Barbara Lippert’s Critique: Anchors Away!

Some of the smartest, most entertaining spots on the air lately have been cable-network promos—particularly campaigns for HBO, ESPN and TNT. This new CNN.com work fits right into that category, making amazing use of UFAs—unexpectedly funny anchors.

Indeed, there’s a huge lesson here for the mother brand. CNN.com attracts a slightly different demo (younger, tend to live at the office, where they check in online, say, every three minutes) than CNN proper. So the marketing department felt it had license to be looser and quirkier. The result is the difference between attempting to invest the network with gravitas (which always ends up leaden) versus something that’s light and observant, clever and human. Put another way, which would you rather watch—Wolf Blitzer addressing the camera in dead earnest about why he’s a dedicated newsman, or Wolf Blitzer making deadpan fun of himself?
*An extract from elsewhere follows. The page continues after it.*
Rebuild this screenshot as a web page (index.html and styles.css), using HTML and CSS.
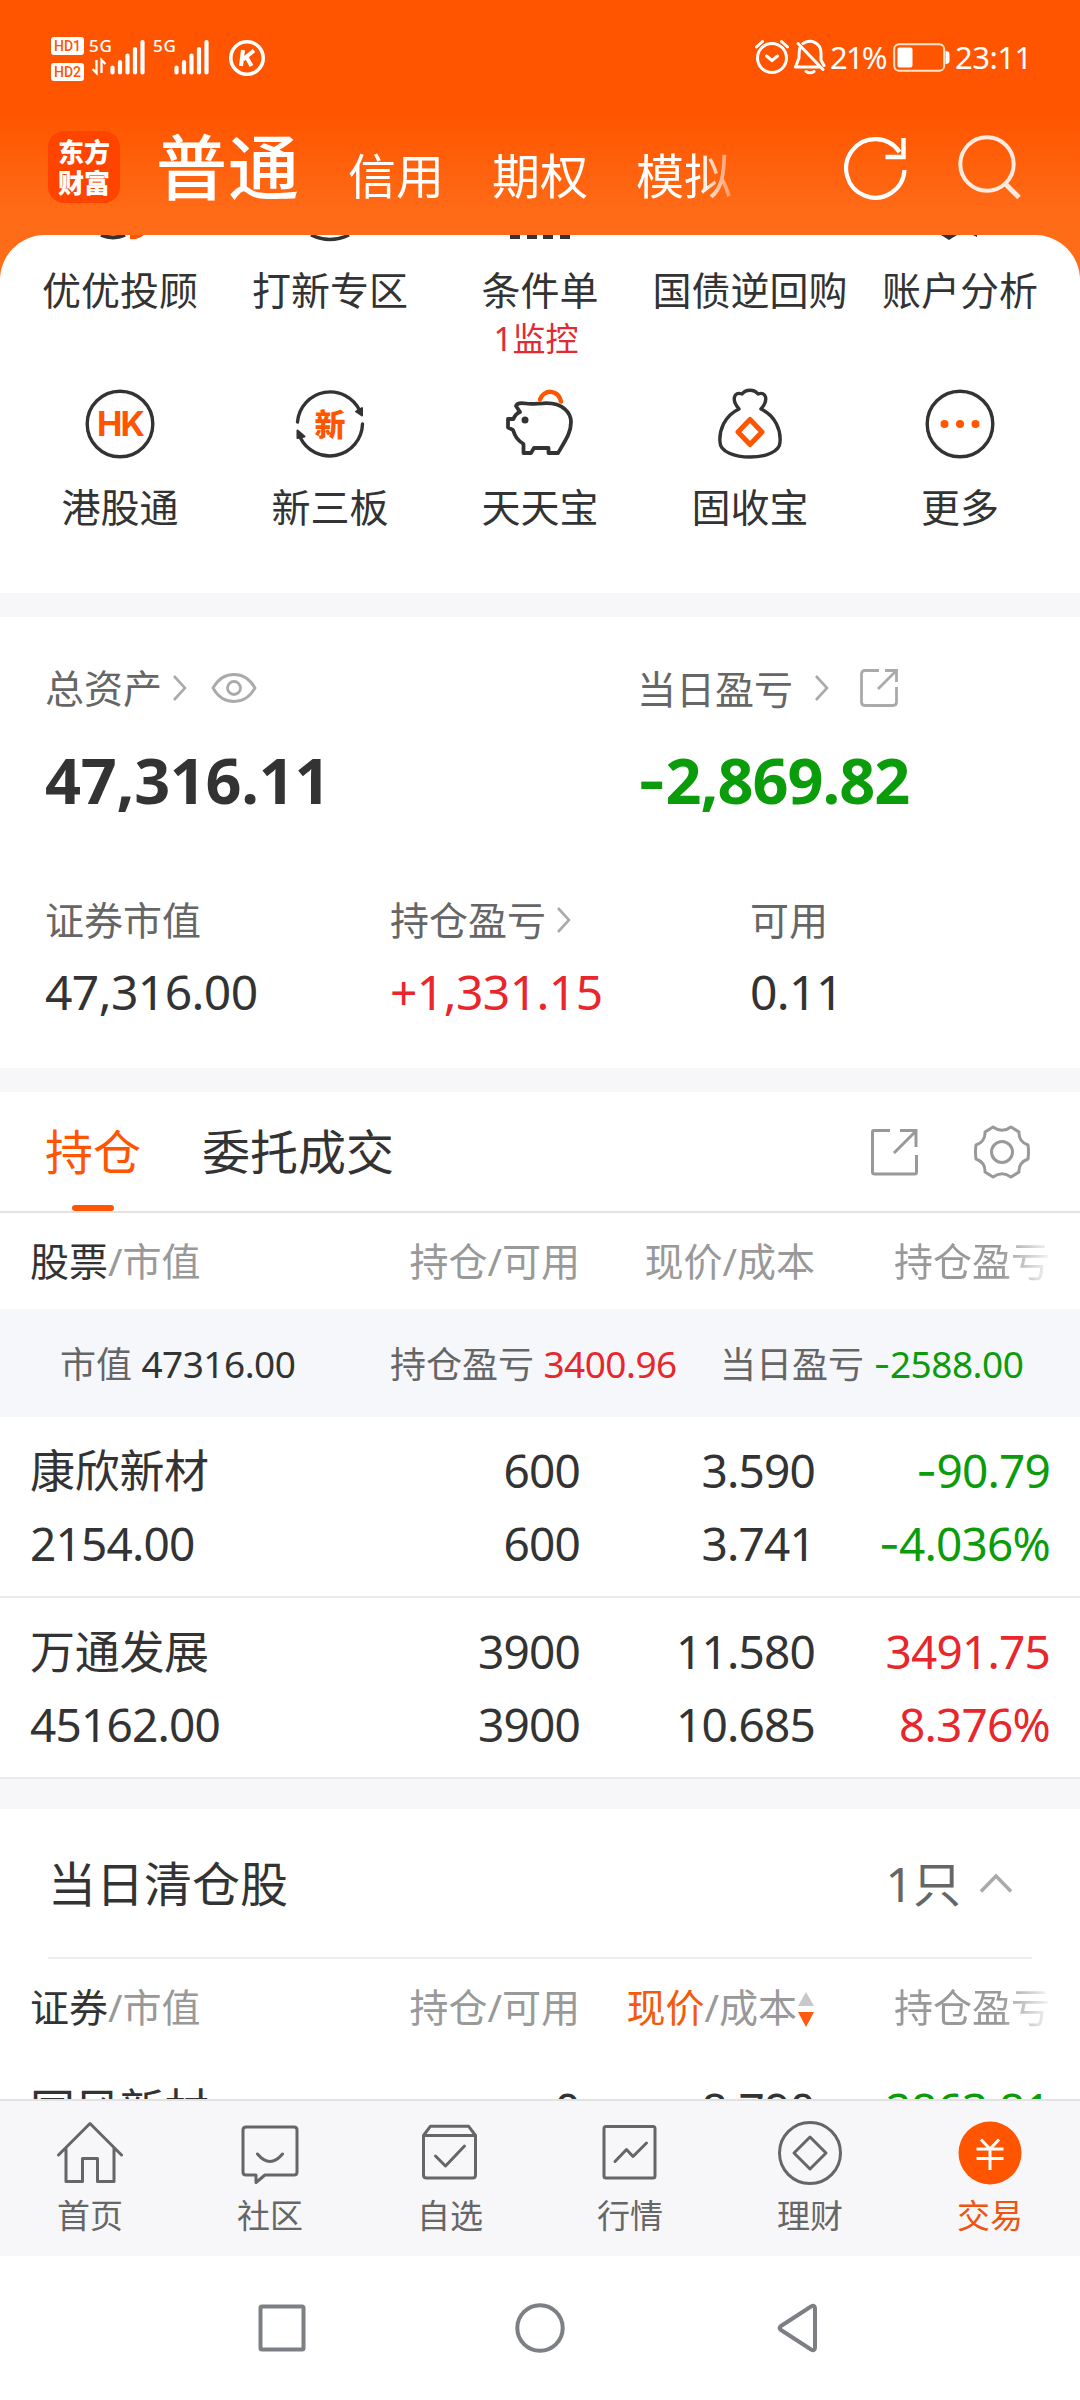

That sense of ease allowed the creative team (the work was done directly through production company Hungry Man, with Brendan Gibbons writing and directing) to dispense with the obvious—we don’t see actors mousing around at a computer or compulsively clicketing-clacking at changing news headlines. Instead, this is a far, far funnier thing: The anchors themselves are the embodiment of the brand and stand in metaphorically for the news. (The device comes across immediately—and provides a genuine surprise.) Moreover, as the site’s users kick the CNN brand names around, the anchors get to show talents we never dreamed they had.

Take that cutie, Anderson Cooper. A proven Jeopardy champ, yes. And host of The Mole, for sure. But who knew he could be such a master of comedic timing? One spot, with a sort of “Who’s on first?” rhythm, starts with Mr. Cooper visiting a typical CNN.com user at his desk. “You want the weather?” he inquires. “Give me the news,” the junkie responds. The guy then plows through questions, which Cooper answers in a delightful staccato with lightning speed. His delivery is a cross between one of the smarty-pants characters on The West Wing and an updated Joe Friday.

“How do they name the hurricanes?” the guy asks.

“There’s a list,” A.C. says.

“Can I get on the list?”

“What’s your name?”

“Scooter.”

(beat)

“I doubt it.”

All the actors in the spots are versatile improv types who are excellent at continuing their little comic business no matter what’s happening—so the anchors make great foils. That’s the case in the spot featuring Lou and Sanjay (that’s business editor Lou Dobbs and health expert Dr. Sanjay Gupta). Open on a conference room, where a thirtysomething blonde woman is deftly eating her Chinese food right out of the carton while questioning, and interrupting, Lou. He gamely natters on about corporate outsourcing (what else?). Meanwhile, she keeps making goo-goo eyes at Dr. Gupta, who smiles right back.

It’s hilarious, not only for the comic chemistry on the set, but also because of the insight it has about contemporary office life and Internet behavior—you might be flirting with running off to an item about personal health while checking something for business.

The most memorable spot, for me, is the only one that breaks from the “under your command” conceit—but nevertheless is so worthwhile that it almost acts as a public service. It’s a moment of real-life banter between Mideast correspondent Christiane Amanpour and the actress in her scenes. (There’s a whole section of outtakes on CNN.com, all of which are well worth watching.) The woman asks about Iran and Iraq, using the hard “i” in both. Ms. Amanpour takes a moment to correct her pronunciation to Ee-ran and Ee-raq (“It’s a personal bugaboo,” she says).

It’s funny enough to see this interaction, but then the spot ends with the actress tragically mispronouncing “Chechnya.” (For the record, the Web site does offer a pronunciation guide for some of the more difficult geographical locations.) Christiane, while you’re at it, can you do anything about nucular?

Paula Zahn appears briefly in one commercial—a young woman eats a sandwich at her desk while seeking some news from Wolf. The woman rolls her eyes dismissively at every one of Wolf’s nuggets: “Read it already,” she says, or “Got the e-mail!” Finally, she says, “Paula, help me out!” and Zahn, standing in the corner, says, “There was a case of botulism found at the local deli.” “Thank you, Paula, that was helpful,” the woman says.

More spots with more anchors will roll out eventually. Certainly, “The power of CNN under your command” is a great way to tackle the idea of personalization and customization of news (that’s self-service!). The most ironic part is that in coming up with something light and funny for the Web site, the creators have inadvertently hit on a breakthrough way of promoting the overall brand. The intention was to make the news site accessible. But in the end, they made the anchors accessible.

So goodnight, Wolf, Anderson, Sanjay, Paula and Lou. It’s been real.